Exercise details
Please transcribe the listing below in full and word for word, without its pictures.

[START OF Material]

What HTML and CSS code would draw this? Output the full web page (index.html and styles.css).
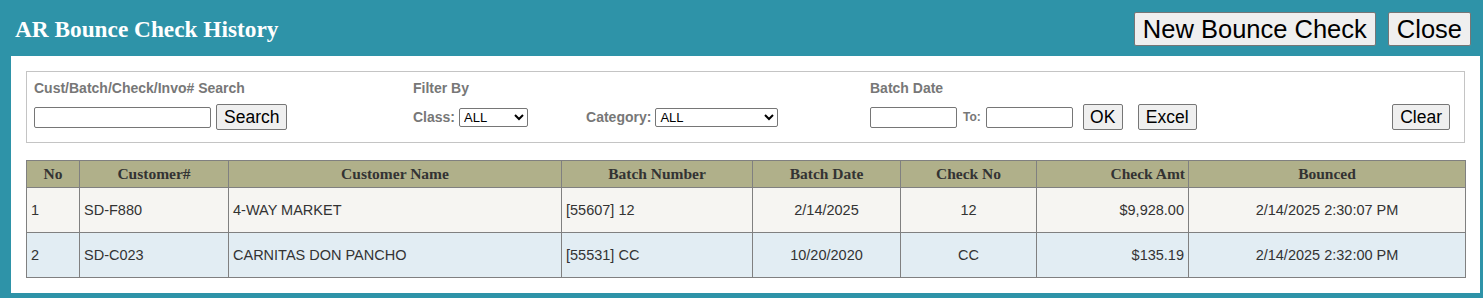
FILE: index.html
```html
<!DOCTYPE html>
<html lang="en">
<head>
    <meta charset="UTF-8">
    <title>AR Bounce Check History</title>
    <link rel="stylesheet" href="styles.css">
</head>
<body>
    <div class="frame">
        <div class="topbar">
            <h1>AR Bounce Check History</h1>
            <div class="top-buttons">
                <button class="big-btn">New Bounce Check</button>
                <button class="big-btn">Close</button>
            </div>
        </div>

        <div class="panel">
            <div class="filters">
                <div class="group group-search">
                    <div class="label">Cust/Batch/Check/Invo# Search</div>
                    <div class="controls">
                        <input type="text" class="txt-search">
                        <button class="btn">Search</button>
                    </div>
                </div>
                <div class="group group-filter">
                    <div class="label">Filter By</div>
                    <div class="controls">
                        <span class="lbl">Class:</span>
                        <select class="sel-class"><option>ALL</option></select>
                        <span class="lbl lbl-cat">Category:</span>
                        <select class="sel-cat"><option>ALL</option></select>
                    </div>
                </div>
                <div class="group group-date">
                    <div class="label">Batch Date</div>
                    <div class="controls">
                        <input type="text" class="txt-date">
                        <span class="lbl lbl-to">To:</span>
                        <input type="text" class="txt-date">
                        <button class="btn btn-ok">OK</button>
                        <button class="btn btn-excel">Excel</button>
                        <button class="btn btn-clear">Clear</button>
                    </div>
                </div>
            </div>

            <table class="grid">
                <colgroup>
                    <col style="width:53px">
                    <col style="width:149px">
                    <col style="width:333px">
                    <col style="width:191px">
                    <col style="width:148px">
                    <col style="width:136px">
                    <col style="width:152px">
                    <col style="width:277px">
                </colgroup>
                <thead>
                    <tr>
                        <th>No</th>
                        <th>Customer#</th>
                        <th>Customer Name</th>
                        <th>Batch Number</th>
                        <th>Batch Date</th>
                        <th>Check No</th>
                        <th class="right">Check Amt</th>
                        <th>Bounced</th>
                    </tr>
                </thead>
                <tbody>
                    <tr class="row-odd">
                        <td>1</td>
                        <td>SD-F880</td>
                        <td>4-WAY MARKET</td>
                        <td>[55607] 12</td>
                        <td class="center">2/14/2025</td>
                        <td class="center">12</td>
                        <td class="right">$9,928.00</td>
                        <td class="center">2/14/2025 2:30:07 PM</td>
                    </tr>
                    <tr class="row-even">
                        <td>2</td>
                        <td>SD-C023</td>
                        <td>CARNITAS DON PANCHO</td>
                        <td>[55531] CC</td>
                        <td class="center">10/20/2020</td>
                        <td class="center">CC</td>
                        <td class="right">$135.19</td>
                        <td class="center">2/14/2025 2:32:00 PM</td>
                    </tr>
                </tbody>
            </table>
        </div>
    </div>
</body>
</html>
```

FILE: styles.css
```css
* {
    box-sizing: border-box;
    margin: 0;
    padding: 0;
}

body {
    font-family: "Liberation Sans", Arial, sans-serif;
    background-color: #2e93a8;
    width: 1483px;
    height: 298px;
    overflow: hidden;
}

.frame {
    background-color: #2e93a8;
    padding: 0 3px 5px 11px;
}

.topbar {
    height: 56px;
    display: flex;
    align-items: center;
    justify-content: space-between;
    margin-left: -11px;
    margin-right: -3px;
    padding: 0 12px 0 15px;
}

h1 {
    font-family: "Liberation Serif", "Times New Roman", serif;
    font-size: 23.3px;
    font-weight: bold;
    color: white;
    margin-top: 2px;
}

.top-buttons {
    display: flex;
    gap: 12px;
    margin-top: 2px;
}

button {
    font-family: "Liberation Sans", Arial, sans-serif;
    background-color: #efefef;
    color: black;
    border: 1px solid #767676;
    border-radius: 2px;
}

.big-btn {
    font-size: 25.5px;
    height: 34px;
    padding: 0 8px;
}

.panel {
    background-color: white;
    padding: 15px 15px 16px 15px;
    height: 237px;
}

.filters {
    border: 1px solid #c4c4c4;
    padding: 9px 14px 12px 7px;
    height: 72px;
    display: flex;
}

.group-search {
    width: 379px;
}

.group-filter {
    width: 457px;
}

.group-date {
    flex: 1;
}

.label {
    font-size: 14px;
    font-weight: bold;
    color: #777;
    line-height: 15px;
    height: 15px;
    margin-bottom: 8px;
}

.controls {
    display: flex;
    align-items: center;
    height: 26px;
}

.lbl {
    font-size: 14px;
    font-weight: bold;
    color: #777;
    margin-right: 4px;
}

.lbl-cat {
    margin-left: 58px;
}

.lbl-to {
    font-size: 12px;
    margin-left: 6px;
    margin-right: 5px;
}

input[type="text"] {
    height: 21px;
    border: 1px solid #767676;
    border-radius: 2px;
    background: white;
}

.txt-search {
    width: 177px;
    margin-right: 5px;
}

.txt-date {
    width: 87px;
}

select {
    font-family: "Liberation Sans", Arial, sans-serif;
    font-size: 13px;
    height: 19px;
    border: 1px solid #767676;
    border-radius: 2px;
    background: white;
    color: black;
}

.sel-class {
    width: 69px;
}

.sel-cat {
    width: 123px;
}

.btn {
    font-size: 17.5px;
    height: 26px;
    padding: 0 7px;
}

.btn-ok {
    margin-left: 10px;
    width: 40px;
    padding: 0;
}

.btn-excel {
    margin-left: 15px;
}

.btn-clear {
    margin-left: auto;
}

.grid {
    margin-top: 17px;
    border-collapse: collapse;
    table-layout: fixed;
    width: 1439px;
    border: 1px solid #808080;
}

.grid th {
    font-family: "Liberation Serif", "Times New Roman", serif;
    font-size: 15.5px;
    font-weight: bold;
    color: #333;
    background-color: #b0b08a;
    height: 27px;
    border: 1px solid #808080;
    text-align: center;
    padding: 0 3px;
}

.grid td {
    font-size: 14.5px;
    color: #333;
    height: 45px;
    border: 1px solid #808080;
    padding: 0 4px;
}

.grid .center {
    text-align: center;
}

.grid .right {
    text-align: right;
}

.row-odd {
    background-color: #f6f5f2;
}

.row-even {
    background-color: #e2edf3;
}
```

[END OF Material]

Reply to the exercise
What HTML and CSS code would draw this? Output the full web page (index.html and styles.css).
FILE: index.html
```html
<!DOCTYPE html>
<html lang="en">
<head>
    <meta charset="UTF-8">
    <title>AR Bounce Check History</title>
    <link rel="stylesheet" href="styles.css">
</head>
<body>
    <div class="frame">
        <div class="topbar">
            <h1>AR Bounce Check History</h1>
            <div class="top-buttons">
                <button class="big-btn">New Bounce Check</button>
                <button class="big-btn">Close</button>
            </div>
        </div>

        <div class="panel">
            <div class="filters">
                <div class="group group-search">
                    <div class="label">Cust/Batch/Check/Invo# Search</div>
                    <div class="controls">
                        <input type="text" class="txt-search">
                        <button class="btn">Search</button>
                    </div>
                </div>
                <div class="group group-filter">
                    <div class="label">Filter By</div>
                    <div class="controls">
                        <span class="lbl">Class:</span>
                        <select class="sel-class"><option>ALL</option></select>
                        <span class="lbl lbl-cat">Category:</span>
                        <select class="sel-cat"><option>ALL</option></select>
                    </div>
                </div>
                <div class="group group-date">
                    <div class="label">Batch Date</div>
                    <div class="controls">
                        <input type="text" class="txt-date">
                        <span class="lbl lbl-to">To:</span>
                        <input type="text" class="txt-date">
                        <button class="btn btn-ok">OK</button>
                        <button class="btn btn-excel">Excel</button>
                        <button class="btn btn-clear">Clear</button>
                    </div>
                </div>
            </div>

            <table class="grid">
                <colgroup>
                    <col style="width:53px">
                    <col style="width:149px">
                    <col style="width:333px">
                    <col style="width:191px">
                    <col style="width:148px">
                    <col style="width:136px">
                    <col style="width:152px">
                    <col style="width:277px">
                </colgroup>
                <thead>
                    <tr>
                        <th>No</th>
                        <th>Customer#</th>
                        <th>Customer Name</th>
                        <th>Batch Number</th>
                        <th>Batch Date</th>
                        <th>Check No</th>
                        <th class="right">Check Amt</th>
                        <th>Bounced</th>
                    </tr>
                </thead>
                <tbody>
                    <tr class="row-odd">
                        <td>1</td>
                        <td>SD-F880</td>
                        <td>4-WAY MARKET</td>
                        <td>[55607] 12</td>
                        <td class="center">2/14/2025</td>
                        <td class="center">12</td>
                        <td class="right">$9,928.00</td>
                        <td class="center">2/14/2025 2:30:07 PM</td>
                    </tr>
                    <tr class="row-even">
                        <td>2</td>
                        <td>SD-C023</td>
                        <td>CARNITAS DON PANCHO</td>
                        <td>[55531] CC</td>
                        <td class="center">10/20/2020</td>
                        <td class="center">CC</td>
                        <td class="right">$135.19</td>
                        <td class="center">2/14/2025 2:32:00 PM</td>
                    </tr>
                </tbody>
            </table>
        </div>
    </div>
</body>
</html>
```

FILE: styles.css
```css
* {
    box-sizing: border-box;
    margin: 0;
    padding: 0;
}

body {
    font-family: "Liberation Sans", Arial, sans-serif;
    background-color: #2e93a8;
    width: 1483px;
    height: 298px;
    overflow: hidden;
}

.frame {
    background-color: #2e93a8;
    padding: 0 3px 5px 11px;
}

.topbar {
    height: 56px;
    display: flex;
    align-items: center;
    justify-content: space-between;
    margin-left: -11px;
    margin-right: -3px;
    padding: 0 12px 0 15px;
}

h1 {
    font-family: "Liberation Serif", "Times New Roman", serif;
    font-size: 23.3px;
    font-weight: bold;
    color: white;
    margin-top: 2px;
}

.top-buttons {
    display: flex;
    gap: 12px;
    margin-top: 2px;
}

button {
    font-family: "Liberation Sans", Arial, sans-serif;
    background-color: #efefef;
    color: black;
    border: 1px solid #767676;
    border-radius: 2px;
}

.big-btn {
    font-size: 25.5px;
    height: 34px;
    padding: 0 8px;
}

.panel {
    background-color: white;
    padding: 15px 15px 16px 15px;
    height: 237px;
}

.filters {
    border: 1px solid #c4c4c4;
    padding: 9px 14px 12px 7px;
    height: 72px;
    display: flex;
}

.group-search {
    width: 379px;
}

.group-filter {
    width: 457px;
}

.group-date {
    flex: 1;
}

.label {
    font-size: 14px;
    font-weight: bold;
    color: #777;
    line-height: 15px;
    height: 15px;
    margin-bottom: 8px;
}

.controls {
    display: flex;
    align-items: center;
    height: 26px;
}

.lbl {
    font-size: 14px;
    font-weight: bold;
    color: #777;
    margin-right: 4px;
}

.lbl-cat {
    margin-left: 58px;
}

.lbl-to {
    font-size: 12px;
    margin-left: 6px;
    margin-right: 5px;
}

input[type="text"] {
    height: 21px;
    border: 1px solid #767676;
    border-radius: 2px;
    background: white;
}

.txt-search {
    width: 177px;
    margin-right: 5px;
}

.txt-date {
    width: 87px;
}

select {
    font-family: "Liberation Sans", Arial, sans-serif;
    font-size: 13px;
    height: 19px;
    border: 1px solid #767676;
    border-radius: 2px;
    background: white;
    color: black;
}

.sel-class {
    width: 69px;
}

.sel-cat {
    width: 123px;
}

.btn {
    font-size: 17.5px;
    height: 26px;
    padding: 0 7px;
}

.btn-ok {
    margin-left: 10px;
    width: 40px;
    padding: 0;
}

.btn-excel {
    margin-left: 15px;
}

.btn-clear {
    margin-left: auto;
}

.grid {
    margin-top: 17px;
    border-collapse: collapse;
    table-layout: fixed;
    width: 1439px;
    border: 1px solid #808080;
}

.grid th {
    font-family: "Liberation Serif", "Times New Roman", serif;
    font-size: 15.5px;
    font-weight: bold;
    color: #333;
    background-color: #b0b08a;
    height: 27px;
    border: 1px solid #808080;
    text-align: center;
    padding: 0 3px;
}

.grid td {
    font-size: 14.5px;
    color: #333;
    height: 45px;
    border: 1px solid #808080;
    padding: 0 4px;
}

.grid .center {
    text-align: center;
}

.grid .right {
    text-align: right;
}

.row-odd {
    background-color: #f6f5f2;
}

.row-even {
    background-color: #e2edf3;
}
```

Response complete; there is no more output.